The solvents used in the test are set forth in Table 1.

TABLE 1
__________________________________________________________________________
Solvents Used For Water Removal Studies From Froth
Class.**
Solvent Source
Aromatics Content (%)
b.p. (°C.)
Density (g/ml)
__________________________________________________________________________
A Pt. 7 Naphtha
SCL Pt. 7
∼15%
82∼171
0.770
A Aromatic naphtha
Esso ∼98%
143∼186
0.872
A Toluene Fisher Sci.
100% 111 0.866
A Xylene Fisher Sci.
100% 139 0.868
P Hexane Fisher Sci.
0% 69 0.664
P Heptane Fisher Sci.
0% 98 0.684
P i-Octane Fisher Sci.
0% 100 0.688
P Hexadecane Fisher Sci.
0% 287 0.773
P Bayol 35(Light paraff. oil)*
Fisher Sci.
very low light
0.780
Cyclohexane Fisher Sci.
0% 81 0.779
Cyclohexene Fisher Sci.
0% 83 0.810
__________________________________________________________________________
*indicates a trade mark
**A designates an "aromatic" or nonparaffinic solvent
P designates a "paraffinic" solvent

The solvent used in applicants' commercial operation is referred to as Plant 7 naphtha.
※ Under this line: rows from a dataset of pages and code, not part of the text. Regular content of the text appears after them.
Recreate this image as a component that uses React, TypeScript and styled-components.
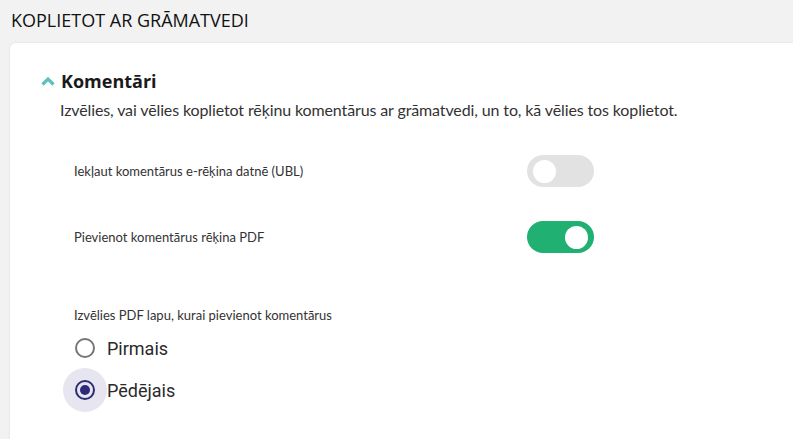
import { useState } from "react";
import styled, { createGlobalStyle } from "styled-components";

const GlobalStyle = createGlobalStyle`
  html, body {
    margin: 0;
    padding: 0;
    background: #f2f2f2;
  }
  * { box-sizing: border-box; }
`;

const Page = styled.div`
  width: 793px;
  height: 439px;
  overflow: hidden;
  background: #f2f2f2;
  padding: 0 0 0 10px;
`;

const PageTitle = styled.h1`
  margin: 0;
  padding: 8px 0 0 1px;
  height: 43px;
  font-family: "Open Sans", sans-serif;
  font-weight: 400;
  font-size: 18px;
  color: #111;
`;

const Card = styled.div`
  background: #fff;
  border-radius: 6px 0 0 0;
  box-shadow: 0 0 3px rgba(0, 0, 0, 0.08);
  height: 420px;
  padding: 26px 0 0 31px;
`;

const SectionHeader = styled.button`
  display: flex;
  align-items: center;
  gap: 6px;
  border: none;
  background: none;
  padding: 0;
  cursor: pointer;
  font-family: "Open Sans", sans-serif;
  font-weight: 700;
  font-size: 18px;
  color: #1a1a1a;
`;

const Description = styled.p`
  margin: 7px 0 0 19px;
  font-family: Lato, sans-serif;
  font-size: 16px;
  letter-spacing: -0.12px;
  color: #333;
`;

const Options = styled.div`
  margin: 36px 0 0 33px;
  width: 520px;
  display: flex;
  flex-direction: column;
  gap: 34px;
`;

const OptionRow = styled.label`
  display: flex;
  align-items: center;
  justify-content: space-between;
  font-family: "Source Sans Pro", Lato, sans-serif;
  font-size: 13px;
  color: #333;
  cursor: pointer;
`;

const Track = styled.span<{ $on: boolean }>`
  position: relative;
  width: 67px;
  height: 32px;
  border-radius: 16px;
  background: ${(p) => (p.$on ? "#20b072" : "#e2e2e2")};
  transition: background 0.2s;
`;

const Knob = styled.span<{ $on: boolean }>`
  position: absolute;
  top: 5px;
  left: ${(p) => (p.$on ? "38px" : "6px")};
  width: 23px;
  height: 23px;
  border-radius: 50%;
  background: #fff;
  transition: left 0.2s;
`;

const RadioGroup = styled.div`
  margin: 54px 0 0 33px;
  display: flex;
  flex-direction: column;
`;

const GroupLabel = styled.div`
  font-family: "Source Sans Pro", Lato, sans-serif;
  font-size: 13px;
  color: #333;
  margin-bottom: 4px;
`;

const RadioRow = styled.label`
  display: flex;
  align-items: center;
  height: 42px;
  margin-left: -11px;
  cursor: pointer;
  font-family: Roboto, sans-serif;
  font-size: 18px;
  color: #2a2a2a;
`;

const RadioHalo = styled.span<{ $checked: boolean }>`
  width: 44px;
  height: 44px;
  border-radius: 50%;
  display: flex;
  align-items: center;
  justify-content: center;
  background: ${(p) => (p.$checked ? "#e7e5ef" : "transparent")};
`;

const RadioCircle = styled.span<{ $checked: boolean }>`
  width: 20px;
  height: 20px;
  border-radius: 50%;
  border: 2px solid ${(p) => (p.$checked ? "#2d2a78" : "#767676")};
  display: flex;
  align-items: center;
  justify-content: center;
  &::after {
    content: "";
    width: 10px;
    height: 10px;
    border-radius: 50%;
    background: ${(p) => (p.$checked ? "#2d2a78" : "transparent")};
  }
`;

const Chevron = () => (
  <svg width="14" height="10" viewBox="0 0 14 10">
    <path d="M1.5 8.5 L7 3 L12.5 8.5" fill="none" stroke="#5cc2bd" strokeWidth="3.2" />
  </svg>
);

export default function App() {
  const [ubl, setUbl] = useState(false);
  const [pdf, setPdf] = useState(true);
  const [page, setPage] = useState("last");

  return (
    <Page>
      <GlobalStyle />
      <PageTitle>KOPLIETOT AR GRĀMATVEDI</PageTitle>
      <Card>
        <SectionHeader>
          <Chevron />
          Komentāri
        </SectionHeader>
        <Description>
          Izvēlies, vai vēlies koplietot rēķinu komentārus ar grāmatvedi, un to, kā vēlies tos koplietot.
        </Description>
        <Options>
          <OptionRow onClick={() => setUbl(!ubl)}>
            Iekļaut komentārus e-rēķina datnē (UBL)
            <Track $on={ubl}>
              <Knob $on={ubl} />
            </Track>
          </OptionRow>
          <OptionRow onClick={() => setPdf(!pdf)}>
            Pievienot komentārus rēķina PDF
            <Track $on={pdf}>
              <Knob $on={pdf} />
            </Track>
          </OptionRow>
        </Options>
        <RadioGroup>
          <GroupLabel>Izvēlies PDF lapu, kurai pievienot komentārus</GroupLabel>
          <RadioRow onClick={() => setPage("first")}>
            <RadioHalo $checked={page === "first"}>
              <RadioCircle $checked={page === "first"} />
            </RadioHalo>
            Pirmais
          </RadioRow>
          <RadioRow onClick={() => setPage("last")}>
            <RadioHalo $checked={page === "last"}>
              <RadioCircle $checked={page === "last"} />
            </RadioHalo>
            Pēdējais
          </RadioRow>
        </RadioGroup>
      </Card>
    </Page>
  );
}
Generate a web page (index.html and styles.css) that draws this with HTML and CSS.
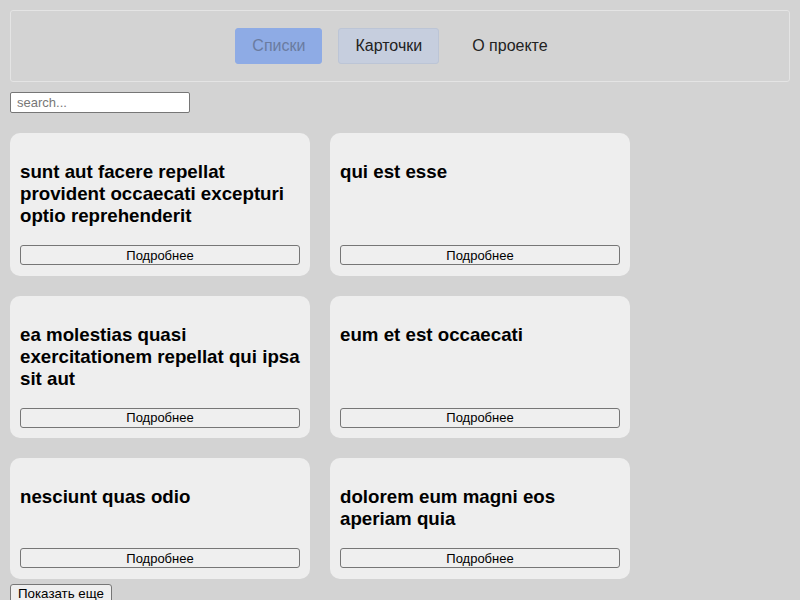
FILE: index.html
```html
<!DOCTYPE html>
<html lang="ru">
<head>
<meta charset="utf-8">
<link rel="stylesheet" href="styles.css">
</head>
<body>
<header class="nav">
  <button class="nav-btn nav-btn--active">Списки</button>
  <button class="nav-btn nav-btn--current">Карточки</button>
  <button class="nav-btn">О проекте</button>
</header>
<input class="search" type="text" placeholder="search...">
<main class="cards">
  <div class="card"><h3 class="card-title">sunt aut facere repellat provident occaecati excepturi optio reprehenderit</h3><button class="card-btn">Подробнее</button></div>
  <div class="card"><h3 class="card-title">qui est esse</h3><button class="card-btn">Подробнее</button></div>
  <div class="card"><h3 class="card-title">ea molestias quasi exercitationem repellat qui ipsa sit aut</h3><button class="card-btn">Подробнее</button></div>
  <div class="card"><h3 class="card-title">eum et est occaecati</h3><button class="card-btn">Подробнее</button></div>
  <div class="card"><h3 class="card-title">nesciunt quas odio</h3><button class="card-btn">Подробнее</button></div>
  <div class="card"><h3 class="card-title">dolorem eum magni eos aperiam quia</h3><button class="card-btn">Подробнее</button></div>
</main>
<button class="more-btn">Показать еще</button>
</body>
</html>
```
FILE: styles.css
```css
html, body {
  margin: 0;
  background: #d3d3d3;
  font-family: "Liberation Sans", Arial, sans-serif;
}
body {
  padding: 10px;
}
.nav {
  display: flex;
  justify-content: center;
  gap: 16px;
  padding: 17px 0;
  border: 1px solid #e4e4e4;
  border-radius: 3px;
}
.nav-btn {
  font-family: "Liberation Sans", Arial, sans-serif;
  font-size: 16px;
  height: 36px;
  padding: 0 16px;
  border: 1px solid transparent;
  border-radius: 3px;
  background: transparent;
  color: #222;
}
.nav-btn--active {
  background: #8eabe5;
  border-color: #8eabe5;
  color: #6a7ba0;
}
.nav-btn--current {
  background: #c6cede;
  border-color: #bcc5d6;
  color: #222;
}
.search {
  display: block;
  margin-top: 10px;
  width: 180px;
  height: 21px;
  box-sizing: border-box;
  font-family: "Liberation Sans", Arial, sans-serif;
  font-size: 13px;
  padding: 1px 6px;
  border: 1px solid #767676;
  border-radius: 2px;
  background: #fff;
}
.search::placeholder {
  color: #777;
}
.cards {
  display: grid;
  grid-template-columns: repeat(2, 300px);
  gap: 20px 20px;
  margin-top: 20px;
  margin-bottom: 5px;
}
.card {
  display: flex;
  flex-direction: column;
  background: #eeeeee;
  border-radius: 10px;
  padding: 10px 10px 10.5px;
}
.card-title {
  margin: 18px 0;
  font-size: 18.72px;
  font-weight: bold;
  color: #000;
}
.card-btn {
  margin-top: auto;
  height: 20px;
  padding: 0 6px;
  font-family: "Liberation Sans", Arial, sans-serif;
  font-size: 13px;
  color: #000;
  background: #efefef;
  border: 1px solid #767676;
  border-radius: 3px;
}
.more-btn {
  display: block;
  font-family: "Liberation Sans", Arial, sans-serif;
  font-size: 13.33px;
  padding: 1px 7px;
  color: #000;
  background: #efefef;
  border: 1px solid #767676;
  border-radius: 3px;
}
```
This solvent is applied in the plant with a solvent/froth ratio of about 0.45. It will be noted that Plant 7 naphtha has an aromatics content of approximately 15%.

Water contents in solvent-diluted bitumen and settled water samples were determined by Karl-Fischer titration.

The procedure for the gravity settling runs was as follows, unless otherwise described. Bitumen froth and diluent samples were separately placed into a water bath operated at the temperature desired for the run. Once at temperature, samples of froth and diluent were weighed out, to yield the desired solvent/froth ratio for the run, and combined in a 32 ounce mixing jar. The diluent and froth in the jar were mixed at 500 rpm for 10 minutes using a blade mixer.

Upon completion of mixing, the mixture was allowed to stand in the jar in the bath to effect gravity settling.

Samples were taken at 0, 5, 15, 30, 60, 90 and 120 minute intervals. The location of the sampling point was about the mid-point of the hydrocarbon fraction. The collected samples were analyzed for water content.

Two samples of diluted bitumen product were collected from each run after 120 minutes of settling. One was analyzed for chloride content; the other was analyzed for solids content.

The procedure for the centrifuging runs was as follows, unless otherwise described. The bitumen froth and diluent samples were pre-heated to the run temperature in a water bath. Once at temperature, samples of froth and diluent were weighed out, to yield an 80 ml sample having the desired solvent/froth ratio, and transferred into a 125 ml glass jar.

The glass jar was placed in a shaker and shaken rigorously for 5 minutes, to mix the components.

The mixture was then introduced into a 100 ml centrifuge tube and spun at 2000 rpm for 10 minutes.

After centrifuging, two diluted bitumen product samples were taken. One sample was analyzed for water content. The other was analyzed for chloride content.

In this test, a group of solvents were tested at a S/F ratio of 0.45 (w/w), to assess their capability to remove froth water with gravity settling. The test was run at 80°C The solvents are described in Table I and identified in FIG. 1.

As previously stated, the S/F ratio of 0.45 is that used in the commercial plant dilution centrifuging circuit. Plant 7 naphtha is the solvent used in the circuit. The test temperature (80°C) is the same as that used in the plant circuit.

The results are tabulated in Table 2 and presented in FIG. 1.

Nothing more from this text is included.